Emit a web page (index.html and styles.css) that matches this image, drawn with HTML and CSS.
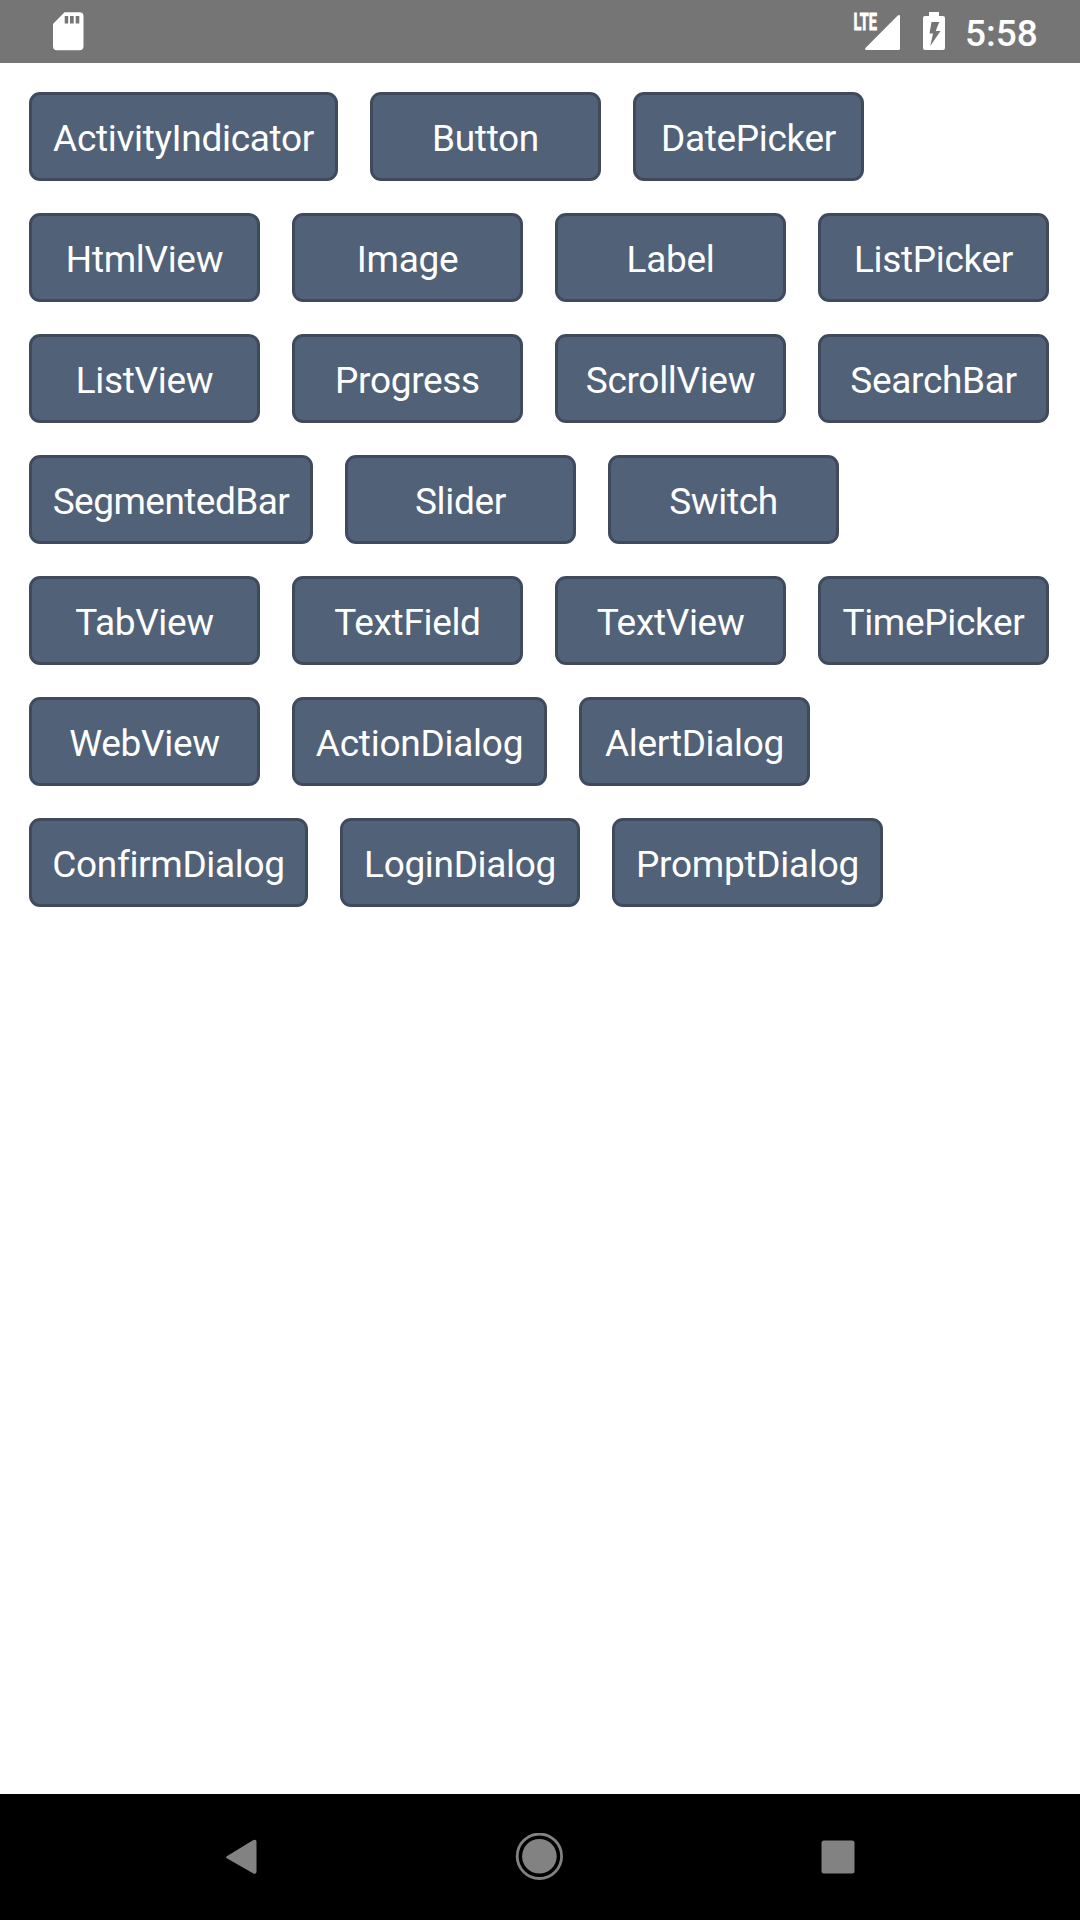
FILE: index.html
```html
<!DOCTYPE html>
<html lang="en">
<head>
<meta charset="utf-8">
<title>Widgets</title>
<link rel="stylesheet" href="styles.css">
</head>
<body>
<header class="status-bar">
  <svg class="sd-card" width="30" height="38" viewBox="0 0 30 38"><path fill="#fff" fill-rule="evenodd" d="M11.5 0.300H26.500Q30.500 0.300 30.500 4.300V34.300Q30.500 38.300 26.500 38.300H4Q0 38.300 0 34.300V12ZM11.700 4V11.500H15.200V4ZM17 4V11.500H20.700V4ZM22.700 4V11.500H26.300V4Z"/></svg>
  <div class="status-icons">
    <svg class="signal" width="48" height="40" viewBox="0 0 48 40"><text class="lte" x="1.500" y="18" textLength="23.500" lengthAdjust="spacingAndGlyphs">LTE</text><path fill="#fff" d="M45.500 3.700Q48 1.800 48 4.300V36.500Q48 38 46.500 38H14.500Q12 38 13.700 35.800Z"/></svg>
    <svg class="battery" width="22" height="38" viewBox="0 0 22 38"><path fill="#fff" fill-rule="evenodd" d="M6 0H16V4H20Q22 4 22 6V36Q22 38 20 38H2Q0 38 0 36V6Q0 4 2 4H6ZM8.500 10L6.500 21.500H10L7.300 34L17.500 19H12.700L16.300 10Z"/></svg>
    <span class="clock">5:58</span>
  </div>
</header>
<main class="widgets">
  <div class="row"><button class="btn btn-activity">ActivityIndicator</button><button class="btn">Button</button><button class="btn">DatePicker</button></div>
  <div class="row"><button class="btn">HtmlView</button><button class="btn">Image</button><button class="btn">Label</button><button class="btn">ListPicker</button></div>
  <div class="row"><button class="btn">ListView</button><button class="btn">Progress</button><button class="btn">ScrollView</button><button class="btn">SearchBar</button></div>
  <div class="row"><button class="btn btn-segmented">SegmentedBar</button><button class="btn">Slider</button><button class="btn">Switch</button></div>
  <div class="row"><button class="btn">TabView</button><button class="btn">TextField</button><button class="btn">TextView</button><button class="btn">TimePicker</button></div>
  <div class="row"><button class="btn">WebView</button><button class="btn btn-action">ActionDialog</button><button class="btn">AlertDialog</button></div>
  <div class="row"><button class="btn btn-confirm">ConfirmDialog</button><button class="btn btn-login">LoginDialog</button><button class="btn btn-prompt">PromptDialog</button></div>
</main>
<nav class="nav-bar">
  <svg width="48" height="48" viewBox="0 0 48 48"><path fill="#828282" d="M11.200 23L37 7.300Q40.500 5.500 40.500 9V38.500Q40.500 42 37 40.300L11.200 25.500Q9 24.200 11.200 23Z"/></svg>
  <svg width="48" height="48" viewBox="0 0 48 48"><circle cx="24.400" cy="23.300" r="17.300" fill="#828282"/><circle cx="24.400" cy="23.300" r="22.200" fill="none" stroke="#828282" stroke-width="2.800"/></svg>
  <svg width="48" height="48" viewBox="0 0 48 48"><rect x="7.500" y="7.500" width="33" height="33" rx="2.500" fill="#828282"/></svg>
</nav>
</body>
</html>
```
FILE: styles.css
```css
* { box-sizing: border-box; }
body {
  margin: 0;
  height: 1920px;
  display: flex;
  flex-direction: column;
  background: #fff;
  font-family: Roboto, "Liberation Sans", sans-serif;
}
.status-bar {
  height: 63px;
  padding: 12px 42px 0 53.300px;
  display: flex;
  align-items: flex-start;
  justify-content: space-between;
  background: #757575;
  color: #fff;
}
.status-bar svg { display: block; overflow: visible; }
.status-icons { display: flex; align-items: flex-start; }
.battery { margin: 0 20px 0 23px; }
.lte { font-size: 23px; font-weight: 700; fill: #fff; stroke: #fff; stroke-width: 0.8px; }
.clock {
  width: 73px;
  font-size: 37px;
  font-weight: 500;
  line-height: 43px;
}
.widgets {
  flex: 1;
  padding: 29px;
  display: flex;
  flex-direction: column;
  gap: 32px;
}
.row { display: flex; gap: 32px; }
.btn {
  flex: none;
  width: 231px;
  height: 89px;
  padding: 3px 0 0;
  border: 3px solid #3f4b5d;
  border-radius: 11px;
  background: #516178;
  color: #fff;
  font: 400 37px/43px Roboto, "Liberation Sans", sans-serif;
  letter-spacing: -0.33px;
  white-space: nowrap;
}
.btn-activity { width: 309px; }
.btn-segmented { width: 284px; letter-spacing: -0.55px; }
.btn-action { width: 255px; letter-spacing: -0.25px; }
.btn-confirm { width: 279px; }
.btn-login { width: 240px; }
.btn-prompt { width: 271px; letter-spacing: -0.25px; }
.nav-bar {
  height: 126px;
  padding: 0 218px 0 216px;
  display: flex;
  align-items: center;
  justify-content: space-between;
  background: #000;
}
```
###
## Directive:
Which lines include the word "index"? List them all.

## Task solution:
Emit a web page (index.html and styles.css) that matches this image, drawn with HTML and CSS.
FILE: index.html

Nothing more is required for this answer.